Tally up the lines carrying the string "page" and respond with only the resulting number.

##### DATASET EXCERPT #####

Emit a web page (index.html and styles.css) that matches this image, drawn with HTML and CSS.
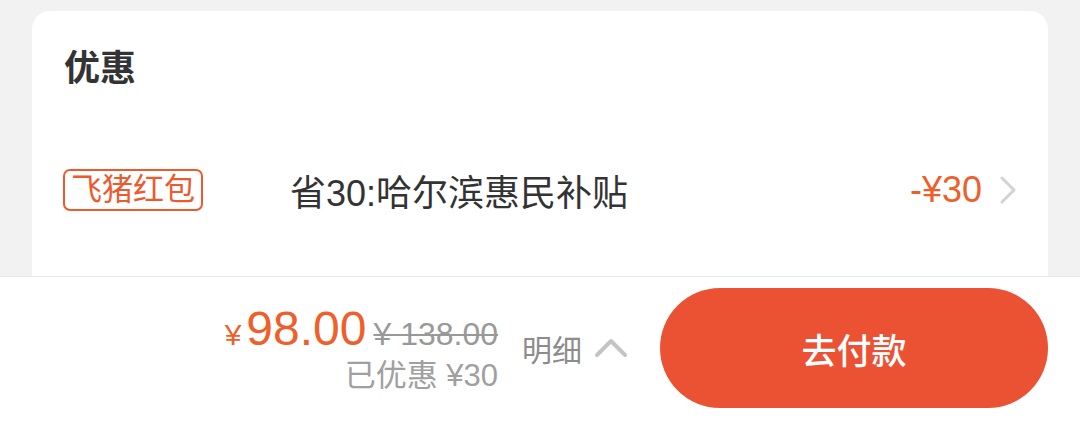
FILE: index.html
```html
<!DOCTYPE html>
<html lang="zh-CN">
<head>
<meta charset="utf-8">
<title>优惠</title>
<link rel="stylesheet" href="styles.css">
</head>
<body>
<main class="page">
  <section class="card">
    <h2 class="card-title">优惠</h2>
    <div class="promo-row">
      <div class="promo-label"><span class="tag">飞猪红包</span></div>
      <div class="promo-desc">省30:哈尔滨惠民补贴</div>
      <div class="promo-amount">-¥30</div>
      <svg class="chev-right" width="16" height="28" viewBox="0 0 16 28" aria-hidden="true">
        <path d="M2 2 L14 14 L2 26" fill="none" stroke="#d3d3d3" stroke-width="3" stroke-linecap="round" stroke-linejoin="round"/>
      </svg>
    </div>
  </section>
</main>
<footer class="paybar">
  <div class="price-block">
    <div class="price-line">
      <span class="cur">¥</span><span class="price">98.00</span><span class="orig">¥ 138.00</span>
    </div>
    <div class="saved">已优惠 ¥30</div>
  </div>
  <div class="detail">
    <span>明细</span>
    <svg class="chev-up" width="34" height="20" viewBox="0 0 34 20" aria-hidden="true">
      <path d="M3 17 L17 3 L31 17" fill="none" stroke="#c4c4c4" stroke-width="4" stroke-linecap="round" stroke-linejoin="round"/>
    </svg>
  </div>
  <button class="pay-btn">去付款</button>
</footer>
</body>
</html>
```
FILE: styles.css
```css
html, body {
  margin: 0;
  padding: 0;
  height: 100%;
}
body {
  background: #f2f2f2;
  font-family: "Liberation Sans", "Noto Sans CJK SC", sans-serif;
  overflow: hidden;
}
.page {
  padding: 11px 32px 0;
}
.card {
  box-sizing: border-box;
  height: 416px;
  background: #fff;
  border-radius: 18px;
  padding: 33px 32px 0;
}
.card-title {
  margin: 0;
  font-size: 36px;
  line-height: 50px;
  font-weight: 600;
  color: #333;
}
.promo-row {
  margin-top: 46px;
  height: 100px;
  display: flex;
  align-items: center;
}
.promo-label {
  width: 226px;
  flex: none;
}
.tag {
  display: inline-block;
  box-sizing: border-box;
  height: 42px;
  line-height: 38px;
  padding: 0 6px;
  margin-left: -1px;
  border: 2px solid #ec5a2e;
  border-radius: 7px;
  color: #ec5a2e;
  font-size: 31px;
}
.promo-desc {
  flex: 1;
  font-size: 36px;
  color: #333;
}
.promo-amount {
  font-size: 36px;
  color: #ee5f2b;
  margin-right: 18px;
}
.chev-right {
  display: block;
}
.paybar {
  position: fixed;
  left: 0;
  right: 0;
  bottom: 0;
  box-sizing: border-box;
  height: 151px;
  background: #fff;
  border-top: 1px solid #e6e6e6;
  display: flex;
  align-items: center;
  justify-content: flex-end;
  padding: 0 32px 8px 0;
}
.price-block {
  display: flex;
  flex-direction: column;
  align-items: flex-end;
}
.price-line {
  display: flex;
  align-items: baseline;
  line-height: 50px;
  padding-top: 3px;
}
.cur {
  font-size: 30px;
  color: #ee5f2b;
  margin-right: 5px;
}
.price {
  font-size: 48px;
  color: #ee5f2b;
}
.orig {
  font-size: 32px;
  color: #999;
  margin-left: 7px;
  text-decoration: line-through;
  text-decoration-thickness: 2px;
}
.saved {
  margin-top: -3px;
  font-size: 31px;
  line-height: 38px;
  color: #a0a0a0;
}
.detail {
  display: flex;
  align-items: center;
  margin-left: 24px;
  font-size: 30px;
  color: #8c8c8c;
}
.chev-up {
  display: block;
  margin-left: 12px;
}
.pay-btn {
  margin-left: 32px;
  width: 388px;
  height: 120px;
  border: none;
  border-radius: 60px;
  background: #eb5233;
  color: #fff;
  font-family: "Liberation Sans", "Noto Sans CJK SC", sans-serif;
  font-size: 35px;
  font-weight: 500;
  padding: 0;
}
```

#####

* [CORRECT ANSWER] 3